The University of Pennsylvania (Penn) has announced a new data breach after attackers stole documents containing personal information from its Oracle E-Business Suite servers in August.
The private Ivy League research university was founded in 1740 and has 5,827 faculty members and 29,109 students, with an 8:1 student-to-faculty ratio. It also has an academic operating budget of $4.7 billion and an endowment of $24.8 billion as of June 30, 2025.
The University of Pennsylvania disclosed another breach in late October 2025, after a hacker compromised internal systems and stole data on Penn's development and alumni activities.
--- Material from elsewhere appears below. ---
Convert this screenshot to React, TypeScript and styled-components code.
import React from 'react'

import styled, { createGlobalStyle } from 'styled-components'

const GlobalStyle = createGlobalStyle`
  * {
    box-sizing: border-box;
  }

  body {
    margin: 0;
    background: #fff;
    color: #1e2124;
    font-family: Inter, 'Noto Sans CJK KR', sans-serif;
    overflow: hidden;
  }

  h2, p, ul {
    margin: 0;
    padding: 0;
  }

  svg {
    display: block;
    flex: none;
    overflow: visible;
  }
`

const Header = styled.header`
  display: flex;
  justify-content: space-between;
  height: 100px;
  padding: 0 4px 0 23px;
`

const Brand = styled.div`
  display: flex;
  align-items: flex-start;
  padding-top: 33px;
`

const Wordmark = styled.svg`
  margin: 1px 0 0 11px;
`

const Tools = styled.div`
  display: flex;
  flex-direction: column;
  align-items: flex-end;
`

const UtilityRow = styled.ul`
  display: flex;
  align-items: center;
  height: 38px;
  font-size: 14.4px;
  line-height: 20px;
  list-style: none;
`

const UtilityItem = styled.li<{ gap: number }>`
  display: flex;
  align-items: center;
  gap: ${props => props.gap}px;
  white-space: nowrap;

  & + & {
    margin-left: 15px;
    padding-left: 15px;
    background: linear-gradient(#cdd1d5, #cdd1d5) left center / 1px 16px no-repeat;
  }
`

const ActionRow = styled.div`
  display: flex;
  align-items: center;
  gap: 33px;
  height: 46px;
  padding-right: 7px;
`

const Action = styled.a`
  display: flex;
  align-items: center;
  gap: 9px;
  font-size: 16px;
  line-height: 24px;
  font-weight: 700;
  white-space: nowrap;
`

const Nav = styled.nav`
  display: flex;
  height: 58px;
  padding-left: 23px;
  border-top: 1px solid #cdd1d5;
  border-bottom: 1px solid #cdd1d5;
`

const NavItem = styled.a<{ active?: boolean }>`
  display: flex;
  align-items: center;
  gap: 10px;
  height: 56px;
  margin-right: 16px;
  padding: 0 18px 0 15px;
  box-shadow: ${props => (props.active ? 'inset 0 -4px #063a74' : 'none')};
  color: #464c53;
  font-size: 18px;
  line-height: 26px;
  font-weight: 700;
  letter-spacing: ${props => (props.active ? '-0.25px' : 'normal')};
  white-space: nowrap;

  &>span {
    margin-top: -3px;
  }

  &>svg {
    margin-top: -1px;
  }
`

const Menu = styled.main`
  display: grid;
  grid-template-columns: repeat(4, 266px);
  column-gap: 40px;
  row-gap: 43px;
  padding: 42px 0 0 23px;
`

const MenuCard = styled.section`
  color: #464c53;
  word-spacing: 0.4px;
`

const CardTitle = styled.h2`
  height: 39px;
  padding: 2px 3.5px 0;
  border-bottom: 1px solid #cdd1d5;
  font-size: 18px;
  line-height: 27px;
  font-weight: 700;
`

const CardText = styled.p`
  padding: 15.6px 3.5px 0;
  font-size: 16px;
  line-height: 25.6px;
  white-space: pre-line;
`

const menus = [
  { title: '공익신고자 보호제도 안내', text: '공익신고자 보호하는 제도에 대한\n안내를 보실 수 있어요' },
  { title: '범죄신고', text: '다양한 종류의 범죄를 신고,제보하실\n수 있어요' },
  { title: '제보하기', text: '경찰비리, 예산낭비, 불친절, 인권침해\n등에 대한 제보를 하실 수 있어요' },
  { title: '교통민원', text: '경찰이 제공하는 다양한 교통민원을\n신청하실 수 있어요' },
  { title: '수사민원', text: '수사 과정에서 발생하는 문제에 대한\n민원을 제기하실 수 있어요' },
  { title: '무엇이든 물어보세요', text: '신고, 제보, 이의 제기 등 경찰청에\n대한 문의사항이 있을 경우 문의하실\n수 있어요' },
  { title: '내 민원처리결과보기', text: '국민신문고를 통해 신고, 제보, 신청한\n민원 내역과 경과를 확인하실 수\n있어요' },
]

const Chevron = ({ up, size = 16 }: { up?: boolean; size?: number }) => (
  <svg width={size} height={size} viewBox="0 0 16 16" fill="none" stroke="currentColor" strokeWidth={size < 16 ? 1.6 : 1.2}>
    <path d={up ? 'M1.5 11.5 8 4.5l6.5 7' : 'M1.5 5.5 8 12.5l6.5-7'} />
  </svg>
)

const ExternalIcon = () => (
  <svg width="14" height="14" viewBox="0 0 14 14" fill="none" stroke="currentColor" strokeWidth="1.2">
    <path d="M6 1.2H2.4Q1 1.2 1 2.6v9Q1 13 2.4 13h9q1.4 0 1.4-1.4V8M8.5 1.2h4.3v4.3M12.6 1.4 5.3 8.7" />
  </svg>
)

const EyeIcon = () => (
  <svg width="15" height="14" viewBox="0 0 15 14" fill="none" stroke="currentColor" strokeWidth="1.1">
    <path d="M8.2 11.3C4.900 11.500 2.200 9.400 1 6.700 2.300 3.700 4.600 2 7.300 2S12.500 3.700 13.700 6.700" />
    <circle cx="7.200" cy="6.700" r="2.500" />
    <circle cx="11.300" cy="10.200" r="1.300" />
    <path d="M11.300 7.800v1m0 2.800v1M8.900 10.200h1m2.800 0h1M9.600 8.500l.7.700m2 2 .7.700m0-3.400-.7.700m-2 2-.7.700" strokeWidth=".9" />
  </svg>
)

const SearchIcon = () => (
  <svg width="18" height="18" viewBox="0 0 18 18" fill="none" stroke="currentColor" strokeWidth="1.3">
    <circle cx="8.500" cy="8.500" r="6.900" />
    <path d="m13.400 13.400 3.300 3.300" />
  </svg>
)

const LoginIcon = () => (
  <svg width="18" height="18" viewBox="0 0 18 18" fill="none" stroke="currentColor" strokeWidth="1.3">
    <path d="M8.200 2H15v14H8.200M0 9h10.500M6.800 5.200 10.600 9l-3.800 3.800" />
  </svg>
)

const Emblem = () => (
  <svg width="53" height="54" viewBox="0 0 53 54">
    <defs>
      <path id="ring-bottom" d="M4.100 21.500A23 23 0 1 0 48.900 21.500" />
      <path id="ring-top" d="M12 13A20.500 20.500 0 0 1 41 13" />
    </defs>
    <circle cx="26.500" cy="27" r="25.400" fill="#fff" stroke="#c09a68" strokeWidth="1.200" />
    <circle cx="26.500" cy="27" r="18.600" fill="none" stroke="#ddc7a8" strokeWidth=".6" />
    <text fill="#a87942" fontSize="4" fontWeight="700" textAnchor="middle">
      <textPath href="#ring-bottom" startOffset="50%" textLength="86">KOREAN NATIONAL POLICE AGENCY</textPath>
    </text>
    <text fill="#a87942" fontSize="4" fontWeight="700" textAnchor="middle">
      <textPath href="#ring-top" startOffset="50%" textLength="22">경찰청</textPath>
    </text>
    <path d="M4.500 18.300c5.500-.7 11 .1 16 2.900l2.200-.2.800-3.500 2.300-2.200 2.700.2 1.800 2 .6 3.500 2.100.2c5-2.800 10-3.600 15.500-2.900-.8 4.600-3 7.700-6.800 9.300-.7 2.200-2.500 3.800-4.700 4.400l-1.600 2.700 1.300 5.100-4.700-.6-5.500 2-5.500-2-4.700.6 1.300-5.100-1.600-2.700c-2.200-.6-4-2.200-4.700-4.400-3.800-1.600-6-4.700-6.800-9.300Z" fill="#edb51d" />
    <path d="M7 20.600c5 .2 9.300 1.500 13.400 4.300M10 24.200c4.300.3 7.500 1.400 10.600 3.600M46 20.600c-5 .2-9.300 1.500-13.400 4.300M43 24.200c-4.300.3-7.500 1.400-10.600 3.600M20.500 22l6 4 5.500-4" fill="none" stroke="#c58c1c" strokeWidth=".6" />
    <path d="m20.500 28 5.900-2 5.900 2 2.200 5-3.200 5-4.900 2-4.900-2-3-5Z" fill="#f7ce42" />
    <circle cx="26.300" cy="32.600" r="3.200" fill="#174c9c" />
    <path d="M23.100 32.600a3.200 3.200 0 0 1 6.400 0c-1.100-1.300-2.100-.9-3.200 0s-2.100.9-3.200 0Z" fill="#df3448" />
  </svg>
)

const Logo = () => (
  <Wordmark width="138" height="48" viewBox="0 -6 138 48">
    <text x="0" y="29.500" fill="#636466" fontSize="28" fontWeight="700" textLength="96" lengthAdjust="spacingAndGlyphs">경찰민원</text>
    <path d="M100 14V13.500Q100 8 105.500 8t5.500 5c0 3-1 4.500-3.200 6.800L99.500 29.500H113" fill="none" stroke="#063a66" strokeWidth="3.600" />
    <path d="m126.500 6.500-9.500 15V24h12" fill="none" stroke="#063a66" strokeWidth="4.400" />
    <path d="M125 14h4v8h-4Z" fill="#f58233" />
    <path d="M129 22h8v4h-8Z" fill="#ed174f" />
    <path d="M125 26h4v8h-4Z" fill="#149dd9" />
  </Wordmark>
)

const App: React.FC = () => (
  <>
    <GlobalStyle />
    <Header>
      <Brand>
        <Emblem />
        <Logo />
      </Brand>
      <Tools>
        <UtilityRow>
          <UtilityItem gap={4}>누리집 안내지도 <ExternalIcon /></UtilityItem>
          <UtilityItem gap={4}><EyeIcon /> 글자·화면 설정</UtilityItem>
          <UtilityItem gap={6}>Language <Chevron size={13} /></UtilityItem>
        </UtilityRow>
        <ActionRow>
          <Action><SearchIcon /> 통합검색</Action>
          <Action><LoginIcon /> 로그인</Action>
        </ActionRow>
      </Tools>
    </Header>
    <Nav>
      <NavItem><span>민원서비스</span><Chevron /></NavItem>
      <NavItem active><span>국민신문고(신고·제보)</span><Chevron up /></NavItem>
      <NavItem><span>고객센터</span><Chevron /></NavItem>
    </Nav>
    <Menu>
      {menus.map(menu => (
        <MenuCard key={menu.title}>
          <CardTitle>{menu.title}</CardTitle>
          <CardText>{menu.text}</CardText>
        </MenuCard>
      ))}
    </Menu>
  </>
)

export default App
The attacker claimed they exfiltrated personal information belonging to roughly 1.2 million students, alumni, and donors.
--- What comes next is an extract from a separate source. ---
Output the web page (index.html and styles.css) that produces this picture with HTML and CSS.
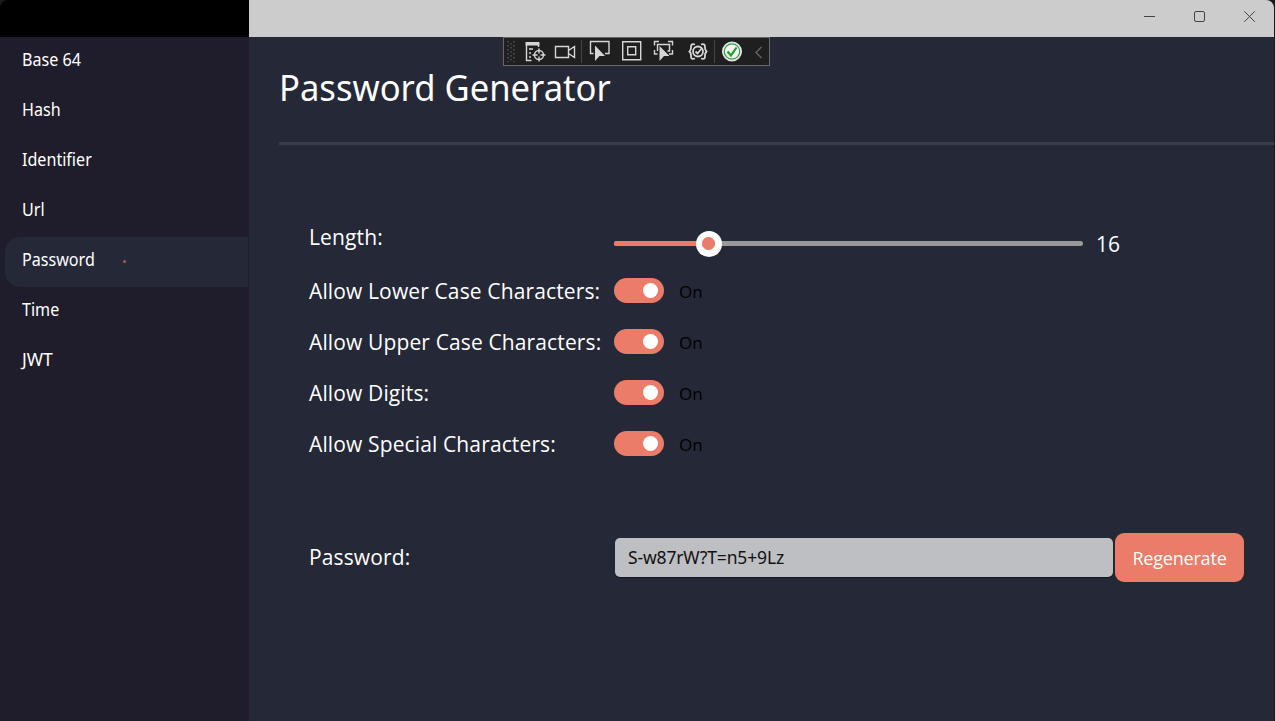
FILE: index.html
```html
<!DOCTYPE html>
<html lang="en">
<head>
<meta charset="utf-8">
<title>Password Generator</title>
<link rel="stylesheet" href="styles.css">
</head>
<body>
<div class="window">
  <aside class="sidebar">
    <div class="sidebar-cap"></div>
    <nav class="nav">
      <a class="nav-item"><span>Base 64</span></a>
      <a class="nav-item"><span>Hash</span></a>
      <a class="nav-item"><span>Identifier</span></a>
      <a class="nav-item"><span>Url</span></a>
      <a class="nav-item active"><span>Password</span><i class="dot"></i></a>
      <a class="nav-item"><span>Time</span></a>
      <a class="nav-item"><span class="wide">JWT</span></a>
    </nav>
  </aside>
  <div class="main">
    <header class="titlebar">
      <svg class="caption" width="130" height="16" viewBox="0 0 130 16" fill="none" stroke="#444" stroke-width="1">
        <path d="M4 8.500h11"/>
        <rect x="54.500" y="3.500" width="10" height="10" rx="1.500"/>
        <path d="M104.300 3.300l10.500 10.500M114.800 3.300L104.300 13.800"/>
      </svg>
    </header>
    <main class="content">
      <h1 class="title"><span>Password Generator</span></h1>
      <div class="form">
        <div class="row length">
          <label>Length:</label>
          <div class="slider"><div class="fill"></div><div class="thumb"></div></div>
          <span class="value">16</span>
        </div>
        <div class="row"><label>Allow Lower Case Characters:</label><div class="toggle"></div><span class="state">On</span></div>
        <div class="row"><label>Allow Upper Case Characters:</label><div class="toggle"></div><span class="state">On</span></div>
        <div class="row"><label>Allow Digits:</label><div class="toggle"></div><span class="state">On</span></div>
        <div class="row"><label>Allow Special Characters:</label><div class="toggle"></div><span class="state">On</span></div>
        <div class="row result">
          <label>Password:</label>
          <div class="output"><span>S-w87rW?T=n5+9Lz</span></div>
          <button class="regen">Regenerate</button>
        </div>
      </div>
    </main>
  </div>
  <div class="debugbar">
    <svg width="267" height="29" viewBox="0 0 267 29" fill="none" stroke="#d6d6d6" stroke-width="1.400">
      <g stroke="#555" stroke-width="1.500" stroke-dasharray="1.500 2.500">
        <path d="M5 4v21M11 4v21M8 6v18"/>
      </g>
      <path d="M78.500 3v23M211.500 3v23" stroke="#444" stroke-width="1"/>
      <path d="M22.500 5h14v3.500h-14z" fill="#d6d6d6" stroke="none"/>
      <path d="M23.500 8v15.500h5M26 12h4M26 16h2M26 20h2M35.500 8v2"/>
      <circle cx="36" cy="18" r="4.500"/><path d="M36 11.500v5M36 19.500v5M29.500 18h5M37.500 18h5"/>
      <path d="M52.500 9.500h13v11h-13zM65.500 13.500l6-4v11l-6-4"/>
      <path d="M90.500 16.500h-3v-12h18.500v12h-4"/>
      <path d="M92 8.500l10 10.500h-5.500l-4.500 5z" fill="#d6d6d6" stroke="none"/>
      <path d="M119.700 4.700h18v18h-18zM124.700 9.700h8v8h-8z"/>
      <path d="M151.500 8.500v-4h4.500M165 4.500h4.500v4M151.500 13v4h3M166 17h3.500v-4M154.500 14V7.500h12V14h-2"/>
      <path d="M156.500 9l10 10h-5.500l-4.500 5z" fill="#d6d6d6" stroke="none"/>
      <g stroke-width="1.800">
        <path d="M192 7.500c-4-1-4 1-4 3 0 2.500 0 2.500-1.500 4 1.500 1.500 1.500 1.500 1.500 4 0 2.500 0 4 4 3M198 7.500c4-1 4 1 4 3 0 2.500 0 2.500 1.500 4-1.500 1.500-1.500 1.500-1.500 4 0 2.500 0 4-4 3"/>
        <circle cx="195" cy="14.500" r="5"/><path d="M192.500 14.500l2 2 4.500-5.500"/>
      </g>
      <circle cx="229" cy="14.500" r="9.300" fill="#f4f4f4" stroke="#e5e5e5"/>
      <circle cx="229" cy="14.500" r="7.700" stroke="#339b3c" stroke-width="1.200"/>
      <path d="M224.500 14.500l3.500 4 5.500-8" stroke="#239a30" stroke-width="2.200"/>
      <path d="M258.500 10l-5.500 5.500 5.500 5.500" stroke="#666"/>
    </svg>
  </div>
</div>
</body>
</html>
```
FILE: styles.css
```css
* { box-sizing: border-box; }
body { margin: 0; background: #1a1a1a; font-family: "Open Sans", sans-serif; color: #fff; }
.window { position: relative; display: flex; width: 1274px; height: 721px; border-radius: 8px 8px 0 0; overflow: hidden; background: #252836; }
.sidebar { width: 249px; background: #1f1d2b; }
.sidebar-cap { height: 37px; background: #000; }
.nav { padding-left: 5px; }
.nav-item { display: flex; align-items: center; height: 50px; padding: 0 0 6px 17px; font: 17.500px/24px "Noto Sans", sans-serif; white-space: nowrap; }
.nav-item span { transform: scaleX(0.920); transform-origin: 0 50%; }
.nav-item .wide { transform: none; }
.nav-item.active { background: #252836; border-radius: 15px 0 0 15px; margin-right: 1px; }
.nav-item.active span { width: 73px; }
.dot { width: 3px; height: 3px; margin: 5px 0 0 28px; border-radius: 50%; background: #a85c55; }
.main { flex: 1; display: flex; flex-direction: column; }
.titlebar { height: 37px; background: #ccc; display: flex; justify-content: flex-end; padding: 8px 4px 0 0; }
.content { padding-left: 30px; }
.title { margin: 0; height: 108px; border-bottom: 3px solid #393c49; padding-top: 25px; font: 400 37px/50px "Noto Sans", sans-serif; white-space: nowrap; }
.title span { display: inline-block; transform: scaleX(0.935); transform-origin: 0 50%; }
.form { padding: 66px 30px 0 30px; }
.row { display: flex; align-items: center; height: 51px; }
.row label { width: 305px; font-size: 21px; line-height: 30px; letter-spacing: 0.130px; white-space: nowrap; }
.length { height: 54px; align-items: flex-start; padding-top: 11px; }
.slider { position: relative; width: 469px; height: 5px; margin-top: 19px; border-radius: 3px; background: #999; }
.fill { width: 95px; height: 5px; border-radius: 3px; background: #ea7c69; }
.thumb { position: absolute; left: 82px; top: -10px; width: 26px; height: 26px; border-radius: 50%; background: radial-gradient(circle at 12.500px 12.500px, #ea7c69 6px, #fff 7px); }
.value { margin: 7px 0 0 13px; font-size: 21px; line-height: 30px; }
.toggle { display: flex; align-items: center; justify-content: flex-end; width: 50px; height: 25px; padding-right: 6px; border-radius: 13px; background: #ea7c69; }
.toggle::after { content: ""; width: 15px; height: 15px; border-radius: 50%; background: #fff; }
.state { margin: 2px 0 0 15px; font-size: 17px; line-height: 24px; color: #000; }
.result { height: 52px; margin-top: 62px; }
.result label { padding-bottom: 1px; }
.output { width: 498px; height: 39px; margin: 1px 0 0 1px; padding: 0 13px; border-radius: 5px; background: #bebfc3; box-shadow: 0 1px 1px #15161e; color: #111; font: 17.500px/38px "Noto Sans", sans-serif; letter-spacing: -0.150px; white-space: nowrap; }
.regen { width: 129px; height: 49px; margin: 1px 0 0 2px; padding: 1px 0 0; border: 0; border-radius: 9px; background: #ea7c69; color: #fff; font: 18px/24px "Open Sans", sans-serif; letter-spacing: -0.200px; }
.debugbar { position: absolute; left: 503px; top: 37px; width: 267px; height: 29px; background: #1f1f1f; box-shadow: inset 0 0 0 1px #686868; }
```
In recent weeks, other Ivy League schools have been targeted by a series of voice phishing attacks, with Harvard University and Princeton University also reporting that a hacker breached systems used for development and alumni activities to steal the personal information of students, alumni, donors, staff, and faculty.
Penn's Oracle EBS breach
In a breach notification letter filed with the office of Maine's Attorney General this week, Penn noted that the attackers exploited a previously unknown security vulnerability in the Oracle E-Business Suite (EBS) financial application (also known as a zero-day flaw) to steal the personal information belonging to 1,488 individuals.
However, the number of people potentially impacted by the incident is likely much larger, seeing that the school has yet to disclose the exact number of individuals whose data was compromised in the attack.
"In the course of Penn's own investigation, we discovered that some data from Penn's Oracle EBS had been obtained without authorization. We then initiated a detailed review to determine whether any personal information was involved and to identify the affected individuals," the university told those affected by the data breach.
"On November 11, 2025, Penn determined that your personal information was among the information obtained from Oracle EBS."
While the types of data exposed in the breach are censored in the filed notification letters, Penn did inform the Maine OAG that the threat actors stole files containing the names or other personal identifiers of impacted people.